Data excerpt ->
◆ ◆ ◆ ◆

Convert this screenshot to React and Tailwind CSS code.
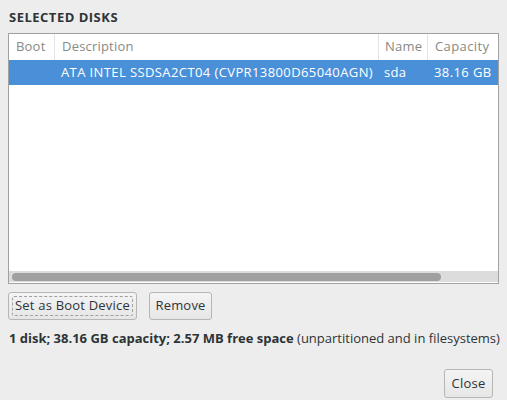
export default function App() {
  const font = { fontFamily: '"Open Sans", "Noto Sans", sans-serif' };
  return (
    <div className="w-[507px] h-[400px] bg-[#ededed] text-[#2e3436] flex flex-col" style={font}>
      <div className="pl-[9px] pt-[8px] h-[33px] text-[13px] font-bold leading-[18px] tracking-[0.5px]">SELECTED DISKS</div>
      <div className="ml-[8px] w-[491px] h-[251px] border border-[#a1a1a1] bg-white flex flex-col">
        <div className="flex h-[26px] text-[13px] text-[#888a85] bg-white tracking-[0.2px]">
          <div className="w-[46px] pl-[7px] flex items-center border-r border-[#e4e4e4]">Boot</div>
          <div className="w-[324px] pl-[7px] flex items-center border-r border-[#e4e4e4]">Description</div>
          <div className="w-[49px] pl-[6px] flex items-center border-r border-[#e4e4e4]">Name</div>
          <div className="flex-1 pl-[7px] flex items-center tracking-[0.4px]">Capacity</div>
        </div>
        <div className="flex h-[25px] text-[13px] text-white bg-[#4a90d9] items-center">
          <div className="w-[46px]"></div>
          <div className="w-[324px] pl-[6px] whitespace-nowrap tracking-[0.4px]">ATA INTEL SSDSA2CT04 (CVPR13800D65040AGN)</div>
          <div className="w-[49px] pl-[5px] tracking-[0.3px]">sda</div>
          <div className="flex-1 pl-[6px] whitespace-nowrap tracking-[0.4px]">38.16 GB</div>
        </div>
        <div className="flex-1"></div>
        <div className="h-[11px] bg-[#dcdcdc] flex items-center px-[3px] mb-[1px]">
          <div className="h-[8px] w-[429px] rounded-full bg-[#9f9f9f]"></div>
        </div>
      </div>
      <div className="flex gap-[12px] ml-[8px] mt-[8px]">
        <button className="h-[28px] w-[129px] rounded-[3px] border border-[#b6b6b3] bg-gradient-to-b from-[#f4f4f4] to-[#e6e6e6] text-[13px] flex items-center justify-center p-[3px]">
          <span className="w-full h-full border border-dashed border-[#a0a0a0] rounded-[2px] flex items-center justify-center tracking-[0.2px]">Set as Boot Device</span>
        </button>
        <button className="h-[28px] w-[63px] rounded-[3px] border border-[#b6b6b3] bg-gradient-to-b from-[#f4f4f4] to-[#e6e6e6] text-[13px] tracking-[0.2px]">Remove</button>
      </div>
      <div className="ml-[9px] mt-[9px] text-[13px] leading-[18px] whitespace-nowrap">
        <span className="font-bold">1 disk; 38.16 GB capacity; 2.57 MB free space</span> (unpartitioned and in filesystems)
      </div>
      <div className="flex justify-end mr-[14px] mt-[22px]">
        <button className="h-[29px] w-[49px] rounded-[3px] border border-[#b6b6b3] bg-gradient-to-b from-[#f4f4f4] to-[#e6e6e6] text-[13px] tracking-[0.2px]">Close</button>
      </div>
    </div>
  );
}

◆ ◆ ◆ ◆

Leave every image out, and retype the material exactly.

Task answer ->
Convert this screenshot to React and Tailwind CSS code.
export default function App() {
  const font = { fontFamily: '"Open Sans", "Noto Sans", sans-serif' };
  return (
    <div className="w-[507px] h-[400px] bg-[#ededed] text-[#2e3436] flex flex-col" style={font}>
      <div className="pl-[9px] pt-[8px] h-[33px] text-[13px] font-bold leading-[18px] tracking-[0.5px]">SELECTED DISKS</div>
      <div className="ml-[8px] w-[491px] h-[251px] border border-[#a1a1a1] bg-white flex flex-col">
        <div className="flex h-[26px] text-[13px] text-[#888a85] bg-white tracking-[0.2px]">
          <div className="w-[46px] pl-[7px] flex items-center border-r border-[#e4e4e4]">Boot</div>
          <div className="w-[324px] pl-[7px] flex items-center border-r border-[#e4e4e4]">Description</div>
          <div className="w-[49px] pl-[6px] flex items-center border-r border-[#e4e4e4]">Name</div>
          <div className="flex-1 pl-[7px] flex items-center tracking-[0.4px]">Capacity</div>
        </div>
        <div className="flex h-[25px] text-[13px] text-white bg-[#4a90d9] items-center">
          <div className="w-[46px]"></div>
          <div className="w-[324px] pl-[6px] whitespace-nowrap tracking-[0.4px]">ATA INTEL SSDSA2CT04 (CVPR13800D65040AGN)</div>
          <div className="w-[49px] pl-[5px] tracking-[0.3px]">sda</div>
          <div className="flex-1 pl-[6px] whitespace-nowrap tracking-[0.4px]">38.16 GB</div>
        </div>
        <div className="flex-1"></div>
        <div className="h-[11px] bg-[#dcdcdc] flex items-center px-[3px] mb-[1px]">
          <div className="h-[8px] w-[429px] rounded-full bg-[#9f9f9f]"></div>
        </div>
      </div>
      <div className="flex gap-[12px] ml-[8px] mt-[8px]">
        <button className="h-[28px] w-[129px] rounded-[3px] border border-[#b6b6b3] bg-gradient-to-b from-[#f4f4f4] to-[#e6e6e6] text-[13px] flex items-center justify-center p-[3px]">
          <span className="w-full h-full border border-dashed border-[#a0a0a0] rounded-[2px] flex items-center justify-center tracking-[0.2px]">Set as Boot Device</span>
        </button>
        <button className="h-[28px] w-[63px] rounded-[3px] border border-[#b6b6b3] bg-gradient-to-b from-[#f4f4f4] to-[#e6e6e6] text-[13px] tracking-[0.2px]">Remove</button>
      </div>
      <div className="ml-[9px] mt-[9px] text-[13px] leading-[18px] whitespace-nowrap">
        <span className="font-bold">1 disk; 38.16 GB capacity; 2.57 MB free space</span> (unpartitioned and in filesystems)
      </div>
      <div className="flex justify-end mr-[14px] mt-[22px]">
        <button className="h-[29px] w-[49px] rounded-[3px] border border-[#b6b6b3] bg-gradient-to-b from-[#f4f4f4] to-[#e6e6e6] text-[13px] tracking-[0.2px]">Close</button>
      </div>
    </div>
  );
}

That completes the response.